THE EXERCISE. In the entries that follow, how many lines contain "React"? Answer with the number only.
[begin INPUT RECORDS]
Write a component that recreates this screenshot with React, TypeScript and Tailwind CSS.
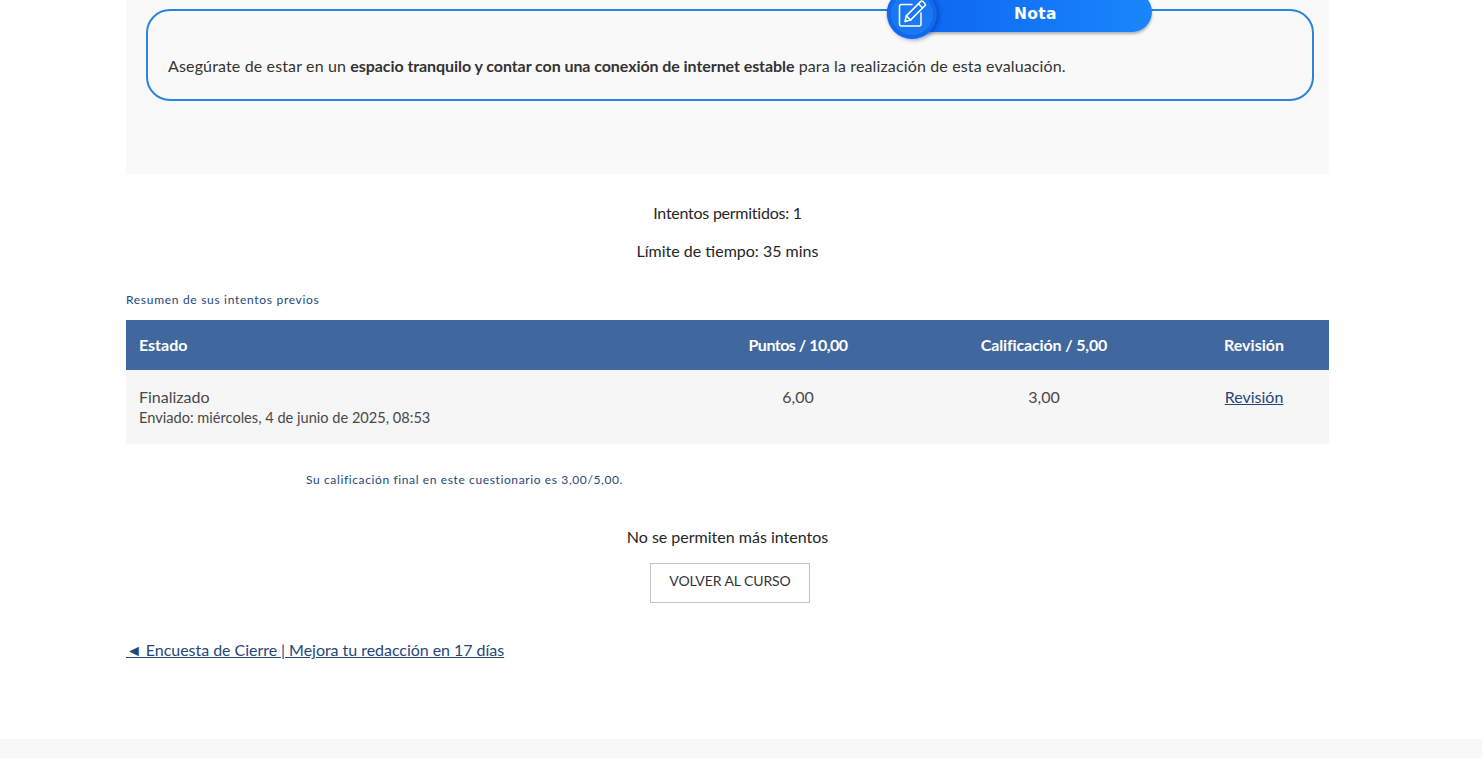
const font = { fontFamily: 'Lato, "Open Sans", sans-serif' }

function NoteIcon() {
  return (
    <svg viewBox="0 0 30 30" className="h-[30px] w-[30px]" fill="none" stroke="white" strokeWidth="1.5" strokeLinejoin="round" strokeLinecap="round">
      <path d="M15 5.5H4.5a2 2 0 0 0-2 2V25a2 2 0 0 0 2 2H22a2 2 0 0 0 2-2V14" />
      <path d="M8 22.5l1.3-5.6L23.6 2.6a1.6 1.6 0 0 1 2.3 0l1.9 1.9a1.6 1.6 0 0 1 0 2.3L13.5 21.1z" />
      <path d="M9.3 16.9l4.2 4.2M21.4 4.8l4.2 4.2" />
    </svg>
  )
}

function NoteBox() {
  return (
    <div className="relative h-[92px] rounded-[24px] border-2 border-[#2b84dc] px-[20px] pt-[43px]">
      <div className="absolute left-[739px] top-[-19px] flex h-[40px] w-[265px] items-center rounded-[20px] bg-gradient-to-r from-[#0f62f0] to-[#1a86fb] shadow-[0_2px_3px_rgba(0,0,0,0.3)]">
        <div className="absolute left-0 top-[-3px] flex h-[50px] w-[50px] items-center justify-center rounded-full bg-[#1068ee] shadow-[2px_1px_4px_rgba(0,40,140,0.45)]">
          <div className="flex h-[42px] w-[42px] items-center justify-center rounded-full bg-[#1a78f5]">
            <NoteIcon />
          </div>
        </div>
        <span className="ml-[127px] translate-y-[3px] text-[15.5px] font-bold tracking-[0.3px] text-white" style={{ fontFamily: '"DejaVu Sans", sans-serif' }}>Nota</span>
      </div>
      <p className="text-[16px] leading-[24px] tracking-[0.14px] text-[#333333]">
        Asegúrate de estar en un <b className="font-bold tracking-[-0.07px]">espacio tranquilo y contar con una conexión de internet estable</b> para la realización de esta evaluación.
      </p>
    </div>
  )
}

function Attempts() {
  return (
    <table className="w-[1203px] table-fixed border-collapse">
      <thead>
        <tr className="h-[50px] bg-[#41689e] text-[16px] font-bold text-white">
          <th className="w-[561px] pl-[13px] text-left">Estado</th>
          <th className="w-[222px] text-center tracking-[-0.5px]">Puntos / 10,00</th>
          <th className="w-[270px] text-center tracking-[-0.15px]">Calificación / 5,00</th>
          <th className="w-[150px] text-center">Revisión</th>
        </tr>
      </thead>
      <tbody>
        <tr className="h-[74px] bg-[#f6f6f6] align-top text-[16px] text-[#494949]">
          <td className="pl-[13px] pt-[15px]">
            <div className="leading-[23px]">Finalizado</div>
            <div className="text-[14.6px] leading-[20px]">Enviado: miércoles, 4 de junio de 2025, 08:53</div>
          </td>
          <td className="pt-[15px] text-center leading-[23px]">6,00</td>
          <td className="pt-[15px] text-center leading-[23px]">3,00</td>
          <td className="pt-[15px] text-center leading-[23px]">
            <a href="#" className="text-[#24477a] underline">Revisión</a>
          </td>
        </tr>
      </tbody>
    </table>
  )
}

export default function App() {
  return (
    <div className="flex h-[758px] flex-col overflow-hidden bg-white" style={font}>
      <main className="ml-[126px] w-[1203px] flex-1">
        <section className="h-[174px] bg-[#f9f9f9] pl-[20px] pr-[15px] pt-[9px]">
          <NoteBox />
        </section>

        <div className="pt-[27px] text-center text-[16px] leading-[24px] text-[#262626]">
          <p className="tracking-[-0.25px]">Intentos permitidos: 1</p>
          <p className="mt-[14px]">Límite de tiempo: 35 mins</p>
        </div>

        <h3 className="mt-[28px] text-[12px] leading-[18px] tracking-[0.7px] text-[#24477a]">Resumen de sus intentos previos</h3>
        <div className="mt-[11px]">
          <Attempts />
        </div>

        <p className="ml-[180px] mt-[27px] text-[12px] leading-[18px] tracking-[0.62px] text-[#24477a]">
          Su calificación final en este cuestionario es 3,00/5,00.
        </p>

        <p className="mt-[36px] text-center text-[16px] leading-[24px] text-[#262626]">No se permiten más intentos</p>
        <div className="mt-[14px] ml-[524px]">
          <button className="h-[40px] w-[160px] border border-[#c4c4c4] bg-white pb-[6px] text-[14px] tracking-[-0.1px] text-[#333333]">VOLVER AL CURSO</button>
        </div>

        <a href="#" className="mt-[35px] inline-block text-[16px] leading-[24px] tracking-[-0.04px] text-[#24477a] underline">
          ◄ Encuesta de Cierre | Mejora tu redacción en 17 días
        </a>
      </main>
      <footer className="h-[19px] bg-[#f8f8f8]" />
    </div>
  )
}
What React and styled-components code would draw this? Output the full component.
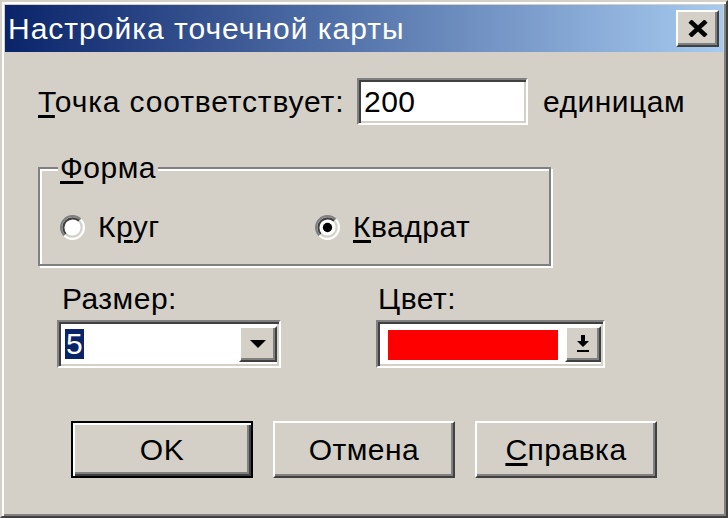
import React from 'react';
import styled, { createGlobalStyle, css } from 'styled-components';

const GlobalStyle = createGlobalStyle`
  body {
    margin: 0;
    background: #d4d0c8;
  }
`;

const raised = css`
  border: 2px solid;
  border-color: #ffffff #404040 #404040 #ffffff;
  box-shadow: inset -2px -2px 0 #808080;
  background: #d4d0c8;
`;

const sunken = css`
  border: 2px solid;
  border-color: #808080 #ffffff #ffffff #808080;
  box-shadow: inset 2px 2px 0 #404040, inset -2px -2px 0 #d4d0c8;
  background: #ffffff;
`;

const Window = styled.div`
  box-sizing: border-box;
  width: 728px;
  height: 518px;
  display: flex;
  flex-direction: column;
  padding: 3px;
  background: #d4d0c8;
  border: 2px solid;
  border-color: #d4d0c8 #404040 #404040 #d4d0c8;
  box-shadow: inset 2px 2px 0 #ffffff, inset -2px -2px 0 #808080;
  font-family: "Liberation Sans", Arial, sans-serif;
  font-size: 30px;
  letter-spacing: 0.5px;
  color: #000;
`;

const TitleBar = styled.div`
  height: 47px;
  display: flex;
  align-items: center;
  justify-content: space-between;
  padding: 0 4px 0 3px;
  background: linear-gradient(to right, #0a246a, #a6caf0);
`;

const TitleText = styled.span`
  color: #fff;
  font-size: 30px;
  letter-spacing: 1px;
`;

const CloseButton = styled.div`
  ${raised};
  box-sizing: border-box;
  width: 43px;
  height: 37px;
  display: flex;
  align-items: center;
  justify-content: center;
`;

const Row = styled.div`
  display: flex;
  align-items: center;
  margin-top: ${p => p.$top}px;
  padding-left: ${p => p.$left}px;
`;

const Label = styled.span`
  display: inline-block;
  width: ${p => (p.$width ? `${p.$width}px` : 'auto')};
  line-height: 34px;
  padding-left: ${p => p.$indent || 0}px;
  letter-spacing: ${p => p.$spacing || 0.5}px;
`;

const Key = styled.span`
  text-decoration: underline;
  text-underline-offset: 3px;
`;

const TextInput = styled.div`
  ${sunken};
  box-sizing: border-box;
  width: 171px;
  height: 47px;
  padding-left: 5px;
  display: flex;
  align-items: center;
  margin-right: 15px;
`;

const GroupBox = styled.div`
  box-sizing: border-box;
  width: 513px;
  height: 99px;
  margin: 42px 0 0 33px;
  border: 2px solid #808080;
  box-shadow: inset 2px 2px 0 #ffffff, 2px 2px 0 #ffffff;
`;

const GroupTitle = styled.div`
  width: fit-content;
  margin: -18px 0 0 18px;
  padding: 0 2px;
  line-height: 34px;
  background: #d4d0c8;
`;

const RadioRow = styled.div`
  display: flex;
  align-items: center;
  margin-top: 25px;
  padding-left: 20px;
`;

const RadioOption = styled.div`
  display: flex;
  align-items: center;
  gap: 13px;
  width: ${p => (p.$width ? `${p.$width}px` : 'auto')};
  line-height: 34px;
`;

const FieldColumn = styled.div`
  display: flex;
  flex-direction: column;
  gap: 4px;
  width: ${p => (p.$width ? `${p.$width}px` : 'auto')};
`;

const Combo = styled.div`
  ${sunken};
  box-sizing: border-box;
  width: ${p => p.$width}px;
  height: 48px;
  padding: 4px 2px 4px 4px;
  display: flex;
  align-items: stretch;
`;

const ComboValue = styled.div`
  flex: 1;
  display: flex;
  align-items: center;
  padding-left: 2px;
`;

const Selected = styled.span`
  background: #0a246a;
  color: #fff;
  line-height: 30px;
  padding: 0 1px;
`;

const Swatch = styled.div`
  flex: 1;
  margin: 4px 7px 2px 6px;
  background: ${p => p.$color};
`;

const DropButton = styled.div`
  ${raised};
  box-sizing: border-box;
  width: ${p => p.$width}px;
  display: flex;
  align-items: center;
  justify-content: center;
`;

const ButtonRow = styled.div`
  display: flex;
  gap: 20px;
  margin-top: 53px;
  padding-left: 66px;
`;

const Button = styled.div`
  box-sizing: border-box;
  width: 182px;
  height: 57px;
  display: flex;
  align-items: center;
  justify-content: center;
  background: #d4d0c8;
  ${p =>
    p.$default
      ? css`
          border: 2px solid #000;
          box-shadow: inset 2px 2px 0 #ffffff, inset -2px -2px 0 #404040,
            inset -4px -4px 0 #808080;
        `
      : css`
          border: 2px solid;
          border-color: #ffffff #404040 #404040 #ffffff;
          box-shadow: inset -2px -2px 0 #808080;
        `}
`;

const Radio = ({ checked }) => (
  <svg width="25" height="25" viewBox="0 0 24 24">
    <circle cx="12" cy="12" r="10" fill="#fff" />
    <path d="M4.22 19.78 A11 11 0 0 1 19.78 4.22" fill="none" stroke="#808080" strokeWidth="2" />
    <path d="M19.78 4.22 A11 11 0 0 1 4.22 19.78" fill="none" stroke="#fff" strokeWidth="2" />
    <path d="M5.64 18.36 A9 9 0 0 1 18.36 5.64" fill="none" stroke="#404040" strokeWidth="2" />
    <path d="M18.36 5.64 A9 9 0 0 1 5.64 18.36" fill="none" stroke="#d4d0c8" strokeWidth="2" />
    {checked && <circle cx="12" cy="12" r="4.5" fill="#000" />}
  </svg>
);

const CloseIcon = () => (
  <svg width="20" height="17" viewBox="0 0 20 17">
    <path d="M2 1 L18 16 M18 1 L2 16" stroke="#000" strokeWidth="4.5" />
  </svg>
);

const ArrowDown = () => (
  <svg width="16" height="9" viewBox="0 0 16 9">
    <path d="M0 0 H16 L8 8 Z" fill="#000" />
  </svg>
);

const ArrowToBar = () => (
  <svg width="14" height="18" viewBox="0 0 14 18">
    <path d="M5 0 H9 V6 H13 L7 12 L1 6 H5 Z" fill="#000" />
    <rect x="1" y="15" width="12" height="2" fill="#000" />
  </svg>
);

export default function App() {
  return (
    <>
      <GlobalStyle />
      <Window>
        <TitleBar>
          <TitleText>Настройка точечной карты</TitleText>
          <CloseButton>
            <CloseIcon />
          </CloseButton>
        </TitleBar>

        <Row $top={26} $left={33}>
          <Label $width={319} $spacing={0.85}>
            <Key>Т</Key>очка соответствует:
          </Label>
          <TextInput>200</TextInput>
          <Label>единицам</Label>
        </Row>

        <GroupBox>
          <GroupTitle>
            <Key>Ф</Key>орма
          </GroupTitle>
          <RadioRow>
            <RadioOption $width={255}>
              <Radio />
              <span>
                К<Key>р</Key>уг
              </span>
            </RadioOption>
            <RadioOption>
              <Radio checked />
              <span>
                <Key>К</Key>вадрат
              </span>
            </RadioOption>
          </RadioRow>
        </GroupBox>

        <Row $top={16} $left={52}>
          <FieldColumn $width={319}>
            <Label $indent={5}>Размер:</Label>
            <Combo $width={224}>
              <ComboValue>
                <Selected>5</Selected>
              </ComboValue>
              <DropButton $width={38}>
                <ArrowDown />
              </DropButton>
            </Combo>
          </FieldColumn>
          <FieldColumn>
            <Label $indent={2}>Цвет:</Label>
            <Combo $width={229}>
              <Swatch $color="#ff0000" />
              <DropButton $width={36}>
                <ArrowToBar />
              </DropButton>
            </Combo>
          </FieldColumn>
        </Row>

        <ButtonRow>
          <Button $default>OK</Button>
          <Button>Отмена</Button>
          <Button>
            <Key>С</Key>правка
          </Button>
        </ButtonRow>
      </Window>
    </>
  );
}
[end INPUT RECORDS]
FINISHED ANSWER. 3